I want them to waterski
across the surface of a poem
waving at the author's name on the shore.

But all they want to do
is tie the poem to a chair with rope
and torture a confession out of it.

They begin beating it with a hose
to find out what it really means.

Saturday, August 02, 2008


Foundlings is a long (and growing) catalog of interesting things people have found inside books. The two most memorable things I have found in borrowed books are a pencil sketch of a warrior and receipt for a hotel room in a non-English language. The sketch was lovely and I saved it in what used to be my scrapbook then.

The receipt had got me wondering who lived in that room, if they had read the book while they were there. If they had a companion and so on. The book had traveled far away from the public library down the road from me and had returned with a memorabilia from the trip.

There are many kinds of foundlings out there including a blog directory - a literary website providing links to literary sites, writer’s and poet’s personal sites, podcasts, and lit-blogs.

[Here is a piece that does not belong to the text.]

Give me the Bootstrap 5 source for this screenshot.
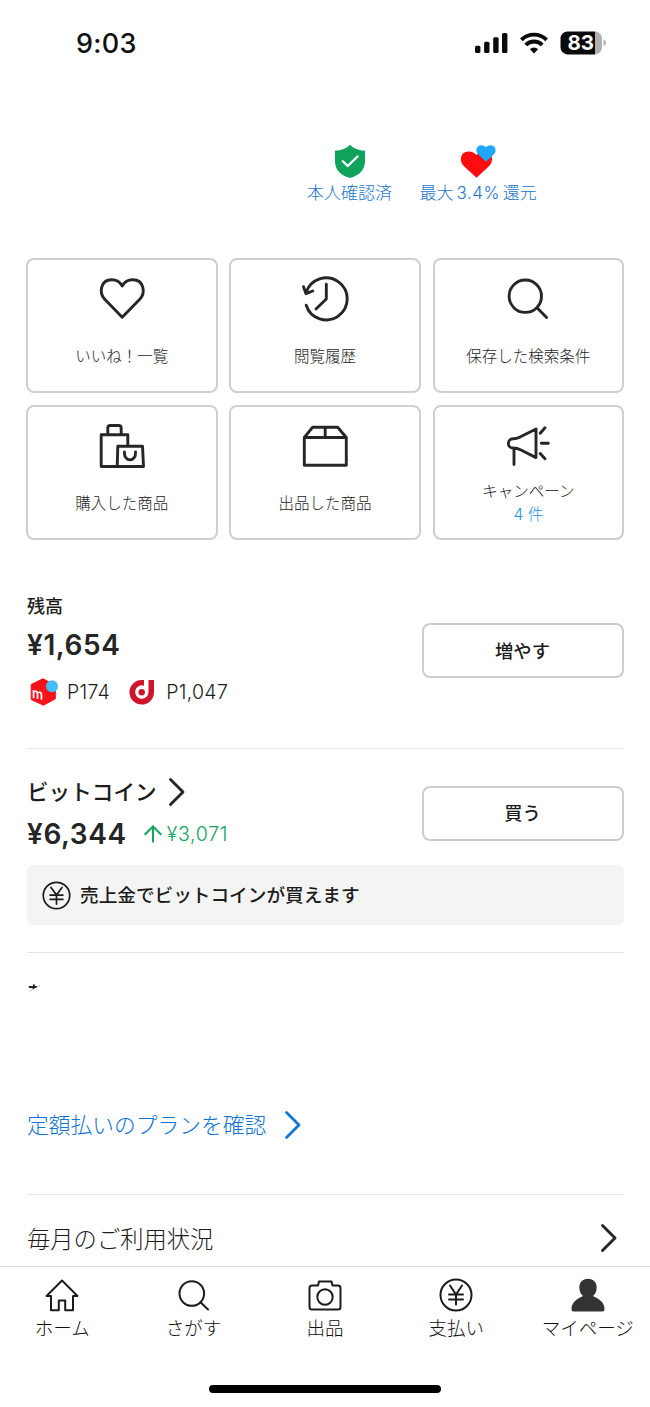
<!DOCTYPE html>
<html lang="ja">
<head>
<meta charset="utf-8">
<meta name="viewport" content="width=device-width, initial-scale=1">
<title>マイページ</title>
<link href="https://cdn.jsdelivr.net/npm/bootstrap@5.3.0/dist/css/bootstrap.min.css" rel="stylesheet">
<style>
  body { font-family: Inter, "Noto Sans CJK JP", sans-serif; color: #1c1c1c; background: #fff; }
  svg { display: block; flex: none; overflow: visible; }
  .screen { width: 650px; height: 1407px; overflow: hidden; }
  .statusbar { height: 86px; padding: 28px 44px 0 76px; }
  .clock { font-size: 27px; font-weight: 550; line-height: 32px; letter-spacing: .3px; color: #111; }
  .status-icons { gap: 12px; padding-top: 3px; }
  .perks { height: 172px; padding: 58px 110px 0 307px; gap: 27.5px; }
  .perk { color: #1b75cc; font-size: 17px; font-weight: 300; line-height: 20px; text-decoration: none; white-space: nowrap; }
  .perk svg { margin-bottom: 5.4px; }
  .rate { margin: 0 3px; letter-spacing: .5px; font-weight: 350; }
  .inset-x { margin-left: 27px; margin-right: 26.5px; }
  .tiles { display: grid; grid-template-columns: repeat(3, 191.5px); grid-auto-rows: 135px; gap: 12px 11.8px; margin-left: 26px; }
  .tile { border: 2px solid #cfcfcf; border-radius: 8px; padding-top: 15px; color: #1c1c1c; text-decoration: none; font-size: 15.5px; font-weight: 300; line-height: 20px; white-space: nowrap; }
  .tile span { margin-top: 24px; }
  .tile .two-line { margin-top: 12px; }
  .tile .tally { margin-top: 3px; color: #1a8fee; }
  .ico { fill: none; stroke: #262626; stroke-width: 2.9; stroke-linecap: round; stroke-linejoin: round; }
  .rule { border-bottom: 1.5px solid #e6e6e6; }
  .balance { height: 209px; padding-top: 55px; }
  .bitcoin { height: 203.5px; padding-top: 28px; }
  .label-s { font-size: 18px; font-weight: 500; line-height: 24px; }
  .label-m { font-size: 21.6px; font-weight: 500; line-height: 30px; }
  .amount { font-size: 28px; font-weight: 600; line-height: 36px; letter-spacing: .6px; color: #262626; }
  .amount-row { margin-top: 9px; height: 36px; }
  .pts { font-size: 19.5px; font-weight: 350; line-height: 28px; letter-spacing: .3px; margin-top: 15px; }
  .d-mark { margin-left: 19px; margin-right: 11px; }
  .gain { color: #12a35c; font-size: 19.5px; font-weight: 350; line-height: 28px; letter-spacing: .7px; }
  .gain-arrow { margin: 0 5px 0 17px; }
  .act { width: 202px; height: 55px; border: 2px solid #cdcdcd; border-radius: 8px; font-size: 18.3px; font-weight: 500; color: #1c1c1c; padding: 0; line-height: 50px; }
  .act-low { margin-top: 28px; }
  .act-high { margin-top: 8.8px; }
  .notice { height: 60px; background: #f4f4f4; border-radius: 6px; margin-top: 13px; padding-left: 15px; gap: 9px; font-size: 18.65px; font-weight: 500; }
  .notice span { padding-top: 2px; }
  .plan { height: 242.5px; padding-top: 28px; }
  .plan a { margin-top: 117px; color: #1173d4; font-size: 21.75px; font-weight: 300; line-height: 30px; text-decoration: none; gap: 19px; }
  .usage { height: 71px; padding: 29px 7px 0 0; font-size: 23.3px; font-weight: 300; line-height: 32px; }
  .tabs { height: 141px; border-top: 1.5px solid #e0e0e0; padding-top: 9px; font-size: 18.5px; font-weight: 300; line-height: 24px; }
  .tabs a { color: #111; text-decoration: none; width: 131.4px; white-space: nowrap; }
  .tabs svg { margin-bottom: 2px; }
  .tabrow { margin: 0 -3.5px; }
  .thin { fill: none; stroke: #1c1c1c; stroke-width: 2; stroke-linecap: round; stroke-linejoin: round; }
  .homebar { width: 232px; height: 8px; border-radius: 4px; background: #000; margin-top: 44.5px; }
</style>
</head>
<body>
<div class="screen d-flex flex-column mx-auto">

  <header class="statusbar d-flex justify-content-between align-items-start">
    <div class="clock">9:03</div>
    <div class="status-icons d-flex">
      <svg width="33" height="24" viewBox="0 0 33 24"><g fill="#0a0a0a"><rect x="0" y="14.7" width="5.4" height="7.3" rx="1.6"/><rect x="9.1" y="10.7" width="5.4" height="11.3" rx="1.6"/><rect x="18.2" y="6.2" width="5.4" height="15.8" rx="1.6"/><rect x="27" y="2" width="5.4" height="20" rx="1.6"/></g></svg>
      <svg width="28" height="24" viewBox="0 0 28 24"><g fill="none" stroke="#0a0a0a" stroke-width="3.9"><path d="M1.4 8.8A18 18 0 0 1 26.6 8.8"/><path d="M5.800 14A11.400 11.400 0 0 1 22.200 14"/></g><path d="M14 22.400L9.900 18.300A5.800 5.800 0 0 1 18.100 18.300Z" fill="#0a0a0a"/></svg>
      <svg width="46" height="24" viewBox="0 0 46 24"><path d="M7.500 .4H35V23.400H7.500A7 7 0 0 1 .5 16.400V7.400A7 7 0 0 1 7.500 .4Z" fill="#0a0a0a"/><path d="M35 .4A7 7 0 0 1 42 7.400V16.400A7 7 0 0 1 35 23.400Z" fill="#b0b0b0"/><path d="M43.600 8.300Q46 9.500 46 12T43.600 15.600Z" fill="#b0b0b0"/><text x="20.800" y="19.200" text-anchor="middle" font-size="20.500" font-weight="700" fill="#fff">83</text></svg>
    </div>
  </header>

  <section class="perks d-flex">
    <a href="#" class="perk d-flex flex-column align-items-center">
      <svg width="32" height="34" viewBox="0 0 32 34"><path d="M16 .7C19.500 4.400 24.500 6.300 31 6.800V17.500C31 26 25 31.500 16 34C7 31.500 1 26 1 17.500V6.800C7.500 6.300 12.500 4.400 16 .7Z" fill="#10a35c"/><path d="M8.800 17.200L13.700 22L23.500 12.500" fill="none" stroke="#fff" stroke-width="2.300" stroke-linecap="round" stroke-linejoin="round"/></svg>
      <span>本人確認済</span>
    </a>
    <a href="#" class="perk d-flex flex-column align-items-center">
      <svg width="36" height="34" viewBox="0 0 36 34"><path d="M16.500 33.700L4 22.300C-1.500 16.800 .5 7.700 8.300 7.500C12 7.400 14.500 8.800 16.500 11C18.500 8.800 21 7.400 24.700 7.500C32.500 7.700 34.500 16.800 29 22.300Z" fill="#ff0c10"/><path d="M26 17.700L18.300 10.600C14.500 6.500 16.700 1.300 21.300 1.200C23.500 1.200 24.800 2 26 3.300C27.200 2 28.500 1.200 30.700 1.200C35.300 1.300 37.500 6.500 33.700 10.600Z" fill="#1da8fb"/></svg>
      <span>最大<span class="rate">3.4%</span>還元</span>
    </a>
  </section>

  <nav class="tiles">
    <a href="#" class="tile d-flex flex-column align-items-center">
      <svg class="ico" width="48" height="48" viewBox="0 0 48 48"><path d="M24.200 42.200L6.500 24C.5 17 3 5 13.500 4.800C18.500 4.700 22 7 24.200 11C26.400 7 30 4.700 35 4.800C45.500 5 48 17 42 24Z"/></svg>
      <span>いいね！一覧</span>
    </a>
    <a href="#" class="tile d-flex flex-column align-items-center">
      <svg class="ico" width="48" height="48" viewBox="0 0 48 48"><path d="M5.200 17.500A21 21 0 1 1 5.200 30.200M2.500 11.700L5 18.700L11.700 16M25.300 9.300V24L15 34"/></svg>
      <span>閲覧履歴</span>
    </a>
    <a href="#" class="tile d-flex flex-column align-items-center">
      <svg class="ico" width="48" height="48" viewBox="0 0 48 48"><circle cx="21.300" cy="21.200" r="16.200"/><path d="M33.200 33L42.600 42.500"/></svg>
      <span>保存した検索条件</span>
    </a>
    <a href="#" class="tile d-flex flex-column align-items-center">
      <svg class="ico" width="48" height="48" viewBox="0 0 48 48"><path d="M19.200 44.500H3.200V12.800H29.800V23.500M9.800 12.500V6Q9.800 3.500 12.300 3.500H20.700Q23.200 3.500 23.200 6V12.500M19.800 24.200H44.500L45.500 44.500H19.200ZM26.500 30C25.500 40.500 38.500 40.500 37.500 30"/></svg>
      <span>購入した商品</span>
    </a>
    <a href="#" class="tile d-flex flex-column align-items-center">
      <svg class="ico" width="48" height="48" viewBox="0 0 48 48"><path d="M3.300 15.500L11.700 5.200H36.700L45.300 15.500V43.200H3.300ZM3.300 15.500H45.300M24.200 5.200V15.500"/></svg>
      <span>出品した商品</span>
    </a>
    <a href="#" class="tile d-flex flex-column align-items-center">
      <svg class="ico" width="48" height="48" viewBox="0 0 48 48"><path d="M9 16.800C13 17 14 16 17 14.500L32 7V35.600L17 28C14 26.400 13 26 9 26A4.600 4.600 0 0 1 9 16.800ZM10 26.500V42.500M36.200 11.200L41 5.800M37.300 21.300H44.300M36.200 31.500L41 36.800"/></svg>
      <span class="two-line">キャンペーン</span>
      <span class="tally">4 件</span>
    </a>
  </nav>

  <section class="balance rule inset-x d-flex justify-content-between">
    <div>
      <div class="label-s">残高</div>
      <div class="amount mt-2">¥1,654</div>
      <div class="pts d-flex align-items-center">
        <svg width="32" height="28" viewBox="0 0 32 28" class="me-2"><path d="M16 .8L28.300 7.200V20.800L16.500 27.200L4.200 21.500V6.500Z" fill="#f7121a" stroke="#f7121a" stroke-linejoin="round"/><circle cx="25" cy="8.200" r="6" fill="#45bdfb"/><text transform="translate(5 19.800) skewY(12) scale(.85 1)" font-size="14.500" font-weight="600" fill="#fff">m</text></svg>
        <span>P174</span>
        <svg width="26" height="26" viewBox="0 0 26 26" class="d-mark"><path d="M25 1H19.500V13A6.700 6.700 0 1 1 15 6.700V1H13A12.300 12.300 0 1 0 25 13.500Z" fill="#cf152d"/><circle cx="12.700" cy="13.300" r="3.200" fill="#cf152d"/></svg>
        <span>P1,047</span>
      </div>
    </div>
    <button class="btn act act-low">増やす</button>
  </section>

  <section class="bitcoin rule inset-x">
    <div class="d-flex justify-content-between">
      <div>
        <div class="label-m d-flex align-items-center"><span class="me-2">ビットコイン</span>
          <svg class="ico ms-1" width="16" height="28" viewBox="0 0 16 28"><path d="M1.500 1.500L14 14L1.500 26.500"/></svg>
        </div>
        <div class="amount-row d-flex align-items-center">
          <span class="amount">¥6,344</span>
          <svg width="18" height="18" viewBox="0 0 18 18" class="gain-arrow"><path d="M9 17.500V1.500M.7 9.700L9 1.500L17.300 9.700" fill="none" stroke="#12a35c" stroke-width="2"/></svg>
          <span class="gain">¥3,071</span>
        </div>
      </div>
      <button class="btn act act-high">買う</button>
    </div>
    <div class="notice d-flex align-items-center">
      <svg class="thin" width="29" height="29" viewBox="0 0 34 34"><circle cx="17" cy="17" r="15.500"/><path d="M10.500 7.500L17 16.500L23.500 7.500M17 16.500V27M9.500 16.500H24.500M9.500 21.500H24.500"/></svg>
      <span>売上金でビットコインが買えます</span>
    </div>
  </section>

  <section class="plan rule inset-x">
    <svg width="14" height="12" viewBox="0 0 14 12"><path d="M1.800 6H10" stroke="#222" stroke-width="2"/><path d="M7 3.300L6.300 8" stroke="#222" stroke-width="1.800"/><path d="M13 4.700L9 6.500M6 8L2.500 10.500" stroke="#bbb" fill="none"/></svg>
    <a href="#" class="d-flex align-items-center"><span>定額払いのプランを確認</span>
      <svg width="16" height="28" viewBox="0 0 16 28"><path d="M1.500 1.500L14 14L1.500 26.500" fill="none" stroke="#1173d4" stroke-width="2.800" stroke-linecap="round" stroke-linejoin="round"/></svg>
    </a>
  </section>

  <section class="usage inset-x d-flex justify-content-between align-items-start">
    <span>毎月のご利用状況</span>
    <svg class="ico" width="16" height="28" viewBox="0 0 16 28"><path d="M1.500 1.500L14 14L1.500 26.500"/></svg>
  </section>

  <footer class="tabs">
    <nav class="tabrow d-flex">
      <a href="#" class="d-flex flex-column align-items-center"><svg class="thin" width="38" height="38" viewBox="0 0 38 38"><path d="M19 4.500L3.500 20H8V34.300H15.800V24.500H22.200V34.300H30V20H34.500Z"/></svg>ホーム</a>
      <a href="#" class="d-flex flex-column align-items-center"><svg class="thin" width="38" height="38" viewBox="0 0 38 38"><circle cx="16.800" cy="17.500" r="12.300"/><path d="M25.500 26.200L33 33.500"/></svg>さがす</a>
      <a href="#" class="d-flex flex-column align-items-center"><svg class="thin" width="38" height="38" viewBox="0 0 38 38"><path d="M6 9.500H12L13 5.500H25.500L26.500 9.500H32Q34.500 9.500 34.500 12V31Q34.500 33.500 32 33.500H6Q3.500 33.500 3.500 31V12Q3.500 9.500 6 9.500Z"/><circle cx="19" cy="21" r="7.700"/></svg>出品</a>
      <a href="#" class="d-flex flex-column align-items-center"><svg class="thin" width="38" height="38" viewBox="0 0 38 38"><circle cx="19" cy="19" r="15.500"/><path d="M13 9.500L19 18.500L25 9.500M19 18.500V28.500M12 18.500H26M12 23.500H26"/></svg>支払い</a>
      <a href="#" class="d-flex flex-column align-items-center"><svg width="38" height="38" viewBox="0 0 38 38"><path d="M19 2.700C24.500 2.700 27.700 6.500 27.700 11.500C27.700 15.500 26 18.500 24 20C29 22.500 35.500 25.500 35.500 33Q35.500 35.500 33.500 35.500H4.500Q2.500 35.500 2.500 33C2.500 25.500 9 22.500 14 20C12 18.500 10.300 15.500 10.300 11.500C10.300 6.500 13.500 2.700 19 2.700Z" fill="#333"/></svg>マイページ</a>
    </nav>
    <div class="homebar mx-auto"></div>
  </footer>
</div>
<script src="https://cdn.jsdelivr.net/npm/bootstrap@5.3.0/dist/js/bootstrap.bundle.min.js"></script>
</body>
</html>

You can find there the literature about deserts - a converse of Robinsonade or desert island fiction perhaps.

Friday, August 01, 2008


I was not sure of the exact definition of the word hipster - except in reference to an article of clothing. I could not have asked for a more succinct explanation than this.

An artificial appropriation of different styles from different eras, the hipster represents the end of Western civilization – a culture lost in the superficiality of its past and unable to create any new meaning. Not only is it unsustainable, it is suicidal. While previous youth movements have challenged the dysfunction and decadence of their elders, today we have the “hipster” – a youth subculture that mirrors the doomed shallowness of mainstream society.

It is a great article about the malaise of cultural vacuity that spreads beyond the West, invading public and private spaces alike. Being cool and hip is no longer about "being" anything at all. It is no longer about a state of mind or a world-view but about acquiring the accouterments associated with that culture. Like a stage prop, there is nothing behind the facade of "cool'.